Cette formation est d’autant plus importante que les récents événements ont démontré notre faiblesse et notre dépendance face aux importations. À l’avenir, il faudra des gens pour produire de la nourriture destinée au pays. Il faut aussi savoir que la dépendance sur l’importation est en partie due au manque d’intérêt pour l’agriculture par les jeunes. Selon Jacqueline Sauzier, il est important d’inciter la jeune génération à considérer l’agriculture comme choix de carrière tout en y apportant de l’innovation couplée à la technologie. C’est un secteur où il y a de la place à prendre. Et puis, cela aidera à régler le problème du chômage et lancera une nouvelle génération d’entrepreneurs.

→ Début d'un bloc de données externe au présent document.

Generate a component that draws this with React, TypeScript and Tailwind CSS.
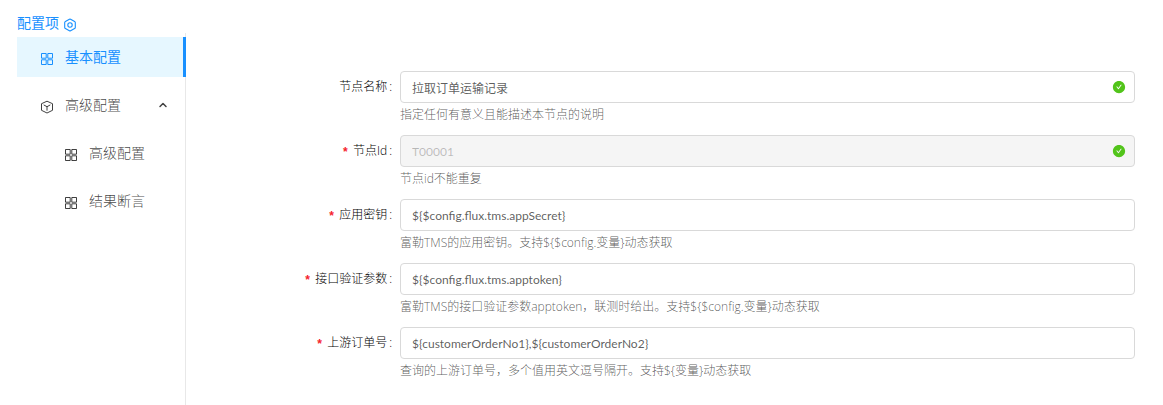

«Il est évident que nous ne pourrons pas être une réponse immédiate pour tous. L’école d’agriculture est en cours de création. C’est un projet d’envergure nationale qui a demandé une réflexion approfondie. Nous sommes maintenant convaincus de sa nécessité et les discussions de collaboration au niveau régional ont bien avancé. Nous voulons faire les choses bien et ne pas agir dans la précipitation», ajoute Jacqueline Sauzier

Le souhait de la Chambre d’Agriculture, c’est que la formation théorique et pratique qui y sera dispensée donnera le goût aux jeunes d’aujourd’hui de devenir les planteurs et éleveurs de demain. De ce fait, elle remettra le métier d’agriculteur au centre d’un pilier économique essentiel pour le pays.

Par ailleurs, la coopération entre La Réunion et Maurice sur les sujets agricoles s’est intensifiée ces dernières années, notamment pour ce qui est de la recherche et de la formation. L’école FORMA’TERRA s’est imposée comme une référence dans l’océan Indien, disposant de compétences, de savoir-faire en agroécologie et surtout d’une vision pour la coopération régionale. L’établissement envoie régulièrement des délégations dans les îles voisines dans le cadre du Réseau des Établissements Agricoles Professionnels d’Afrique Australe et de l’océan Indien (REAP AAOI). Mais ses liens avec Maurice en particulier se sont renforcés ces derniers mois, avec une ambition commune d’enrichir l’offre de formation professionnelle dans le domaine de l’agriculture durable à Maurice.

Depuis novembre 2021, trois missions de FORMA’TERRA à Maurice ont été programmées. L’objectif est d’accompagner Maurice dans la création de formations agricoles à plusieurs niveaux (professionnel, apprentis, jeunes, etc.) Si cette coopération est aussi fructueuse, c’est parce que FORMA’TERRA peut s’appuyer sur un solide réseau de partenaires volontaires et sur l’appui de l’Ambassade de France et de l’Union européenne qui soutiennent cette coopération.

Les attentes pour le Budget 2022-2023

«Pour le moment, notre première préoccupation concernant le Budget 2022-2023 sur le volet de la production vivrière est un besoin de structuration des filières», souligne Jacqueline Sauzier. Car même avec toutes les formations du monde pour les jeunes, s’il n’y a pas un élément de confiance en l’avenir dans ce secteur, ceux-ci ne seront pas enclins à revenir à la terre. Les enjeux sont importants et selon Jacqueline Sauzier, c’est le moment d’entreprendre les réformes nécessaires qui instaureront un climat de confiance pour la survie des producteurs locaux.

Programmes de formation dans la région

Le Réseau des Établissements Agricoles Professionnels d’Afrique Australe et de l’océan Indien (REAP AAOI) rassemble plusieurs établissements de la région océan Indien pour mettre en place des programmes de formation de techniciens agricoles avec le soutien des structures locales. Il permet notamment des mobilités étudiantes et de professeurs. Le REAP est cofinancé par l’Union européenne à travers le programme INTERREG et par la Région Réunion, les partenaires locaux sont l’Université de Maurice, la Chambre d’Agriculture et le FAREI.